Any browser, server, or publisher that implements common standards is automatically part of the Web:

Standards themselves aim to avoid assumptions about the underlying hardware or software that might restrict where they can be deployed. This means that no single party decides which form-factors, devices, operating systems, and browsers may access the Web. It gives people more choices, and thus more avenues to overcome personal obstacles to access. Choices in assistive technology, localization, form-factor, and price, combined with thoughtful design of the standards themselves, all permit a wildly diverse group of people to reach the same Web.

Mechanisms that attempt to restrict these choices are harmful to the openness of the Web ecosystem and are not good for users.

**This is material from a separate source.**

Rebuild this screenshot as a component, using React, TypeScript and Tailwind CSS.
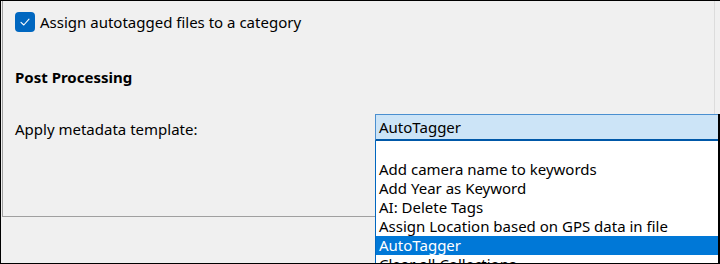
const items = [
  '',
  'Add camera name to keywords',
  'Add Year as Keyword',
  'AI: Delete Tags',
  'Assign Location based on GPS data in file',
  'AutoTagger',
  'Clear all Collections',
];

function CheckBox() {
  return (
    <span className="w-[20px] h-[20px] rounded-[4px] bg-[#0067c0] flex items-center justify-center">
      <svg width="12" height="12" viewBox="0 0 12 12" fill="none">
        <path d="M2 6.3 L4.8 9 L10 3.2" stroke="white" strokeWidth="1.1" strokeLinecap="round" strokeLinejoin="round" />
      </svg>
    </span>
  );
}

function ComboBox({ value }: { value: string }) {
  return (
    <div className="relative shrink-0 w-[345px] border-r-2 border-black">
      <div className="h-[27px] bg-[#cce4f7] border-t border-l border-[#4a8fd0] border-b-2 border-b-[#0058a8] pl-[3px] flex items-center">
        {value}
      </div>
      <div className="absolute left-0 top-full w-[345px] h-[140px] bg-white border-l border-l-[#0067c0] border-r-2 border-r-black overflow-hidden">
        {items.map((item, i) => (
          <div
            key={i}
            className={
              'h-[19px] pl-[3px] leading-[19px] whitespace-nowrap ' +
              (item === value ? 'bg-[#0078d7] text-white' : 'text-black')
            }
          >
            {item}
          </div>
        ))}
      </div>
    </div>
  );
}

export default function App() {
  return (
    <div
      className="w-[720px] h-[264px] overflow-hidden bg-[#f0f0f0] border-t border-l border-b border-black text-[15px] text-black"
      style={{ fontFamily: "'Noto Sans', 'Segoe UI', sans-serif" }}
    >
      <div className="ml-[1px] w-[713px] h-[216px] border-l border-b border-r border-l-[#a0a0a0] border-b-[#a0a0a0] border-r-[#dcdcdc] pl-[12px] pt-[11px]">
        <label className="flex items-center gap-[5px] h-[20px]">
          <CheckBox />
          <span>Assign autotagged files to a category</span>
        </label>
        <div className="mt-[35px] font-bold h-[20px] leading-[20px]">Post Processing</div>
        <div className="mt-[27px] flex items-start">
          <div className="w-[360px] shrink-0 pt-[4px]">Apply metadata template:</div>
          <ComboBox value="AutoTagger" />
        </div>
      </div>
    </div>
  );
}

Additionally, the use cases listed depend on the ability to “detect non-human traffic” which as described would likely obstruct many existing uses of the Web such as assistive technologies, automatic testing, and archiving & search engine spiders. These depend on tools being able to receive content intended for humans, and then transform, test, index, and summarize that content for humans. The safeguards in the proposal (e.g., “holdback”, or randomly failing to produce an attestation) are unlikely to be effective, and are inadequate to address these concerns.

Detecting fraud and invalid traffic is a challenging problem that we’re interested in helping address. However this proposal does not explain how it will make practical progress on the listed use cases, and there are clear downsides to adopting it.